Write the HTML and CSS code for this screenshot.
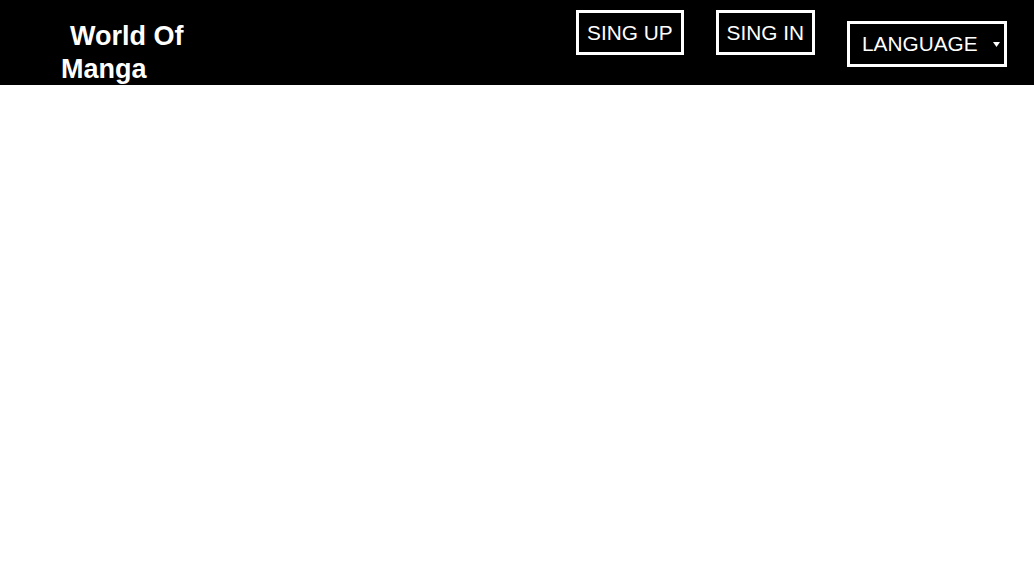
FILE: index.html
```html
<!DOCTYPE html>
<html lang="en">
<head>
<meta charset="utf-8">
<title>World Of Manga</title>
<link rel="stylesheet" href="styles.css">
</head>
<body>
<header class="topbar">
  <div class="logo">World Of Manga</div>
  <nav class="actions">
    <a class="btn" href="#">SING UP</a>
    <a class="btn" href="#">SING IN</a>
    <div class="lang">
      <select class="lang-select">
        <option>LANGUAGE</option>
        <option>ENGLISH</option>
        <option>FRANÇAIS</option>
      </select>
      <svg class="lang-arrow" width="7" height="5" viewBox="0 0 7 5"><path d="M0 0H7L3.5 5Z" fill="#fff"/></svg>
    </div>
  </nav>
</header>
</body>
</html>
```
FILE: styles.css
```css
html, body {
  margin: 0;
  padding: 0;
  background: #fff;
}
body {
  font-family: "Liberation Sans", Arial, sans-serif;
}
.topbar {
  height: 85px;
  background: #000;
  color: #fff;
  display: flex;
  justify-content: space-between;
  align-items: flex-start;
  box-sizing: border-box;
  padding: 0 27px 0 61px;
  overflow: hidden;
}
.logo {
  width: 152px;
  padding-top: 20px;
  font-size: 27px;
  font-weight: bold;
  line-height: 33px;
  text-indent: 9px;
}
.actions {
  display: flex;
  align-items: flex-start;
  gap: 32px;
}
.btn {
  margin-top: 10px;
  display: block;
  border: 3px solid #fff;
  color: #fff;
  text-decoration: none;
  font-size: 20.8px;
  line-height: 24px;
  padding: 7.5px 8px;
}
.lang {
  margin-top: 21px;
  display: flex;
  align-items: center;
  border: 3px solid #fff;
  height: 40px;
}
.lang-select {
  appearance: none;
  -webkit-appearance: none;
  background: transparent;
  color: #fff;
  border: none;
  outline: none;
  font-family: "Liberation Sans", Arial, sans-serif;
  font-size: 20.8px;
  line-height: 24px;
  padding: 8px 15px 8px 12px;
  margin: 0;
}
.lang-select option {
  background: #000;
  color: #fff;
}
.lang-arrow {
  display: block;
  margin-right: 4px;
  flex: none;
}
```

(What is being asked) The listing above needs to be output again exactly. Don't include the pictures.

(Exercise output)
Write the HTML and CSS code for this screenshot.
FILE: index.html
```html
<!DOCTYPE html>
<html lang="en">
<head>
<meta charset="utf-8">
<title>World Of Manga</title>
<link rel="stylesheet" href="styles.css">
</head>
<body>
<header class="topbar">
  <div class="logo">World Of Manga</div>
  <nav class="actions">
    <a class="btn" href="#">SING UP</a>
    <a class="btn" href="#">SING IN</a>
    <div class="lang">
      <select class="lang-select">
        <option>LANGUAGE</option>
        <option>ENGLISH</option>
        <option>FRANÇAIS</option>
      </select>
      <svg class="lang-arrow" width="7" height="5" viewBox="0 0 7 5"><path d="M0 0H7L3.5 5Z" fill="#fff"/></svg>
    </div>
  </nav>
</header>
</body>
</html>
```
FILE: styles.css
```css
html, body {
  margin: 0;
  padding: 0;
  background: #fff;
}
body {
  font-family: "Liberation Sans", Arial, sans-serif;
}
.topbar {
  height: 85px;
  background: #000;
  color: #fff;
  display: flex;
  justify-content: space-between;
  align-items: flex-start;
  box-sizing: border-box;
  padding: 0 27px 0 61px;
  overflow: hidden;
}
.logo {
  width: 152px;
  padding-top: 20px;
  font-size: 27px;
  font-weight: bold;
  line-height: 33px;
  text-indent: 9px;
}
.actions {
  display: flex;
  align-items: flex-start;
  gap: 32px;
}
.btn {
  margin-top: 10px;
  display: block;
  border: 3px solid #fff;
  color: #fff;
  text-decoration: none;
  font-size: 20.8px;
  line-height: 24px;
  padding: 7.5px 8px;
}
.lang {
  margin-top: 21px;
  display: flex;
  align-items: center;
  border: 3px solid #fff;
  height: 40px;
}
.lang-select {
  appearance: none;
  -webkit-appearance: none;
  background: transparent;
  color: #fff;
  border: none;
  outline: none;
  font-family: "Liberation Sans", Arial, sans-serif;
  font-size: 20.8px;
  line-height: 24px;
  padding: 8px 15px 8px 12px;
  margin: 0;
}
.lang-select option {
  background: #000;
  color: #fff;
}
.lang-arrow {
  display: block;
  margin-right: 4px;
  flex: none;
}
```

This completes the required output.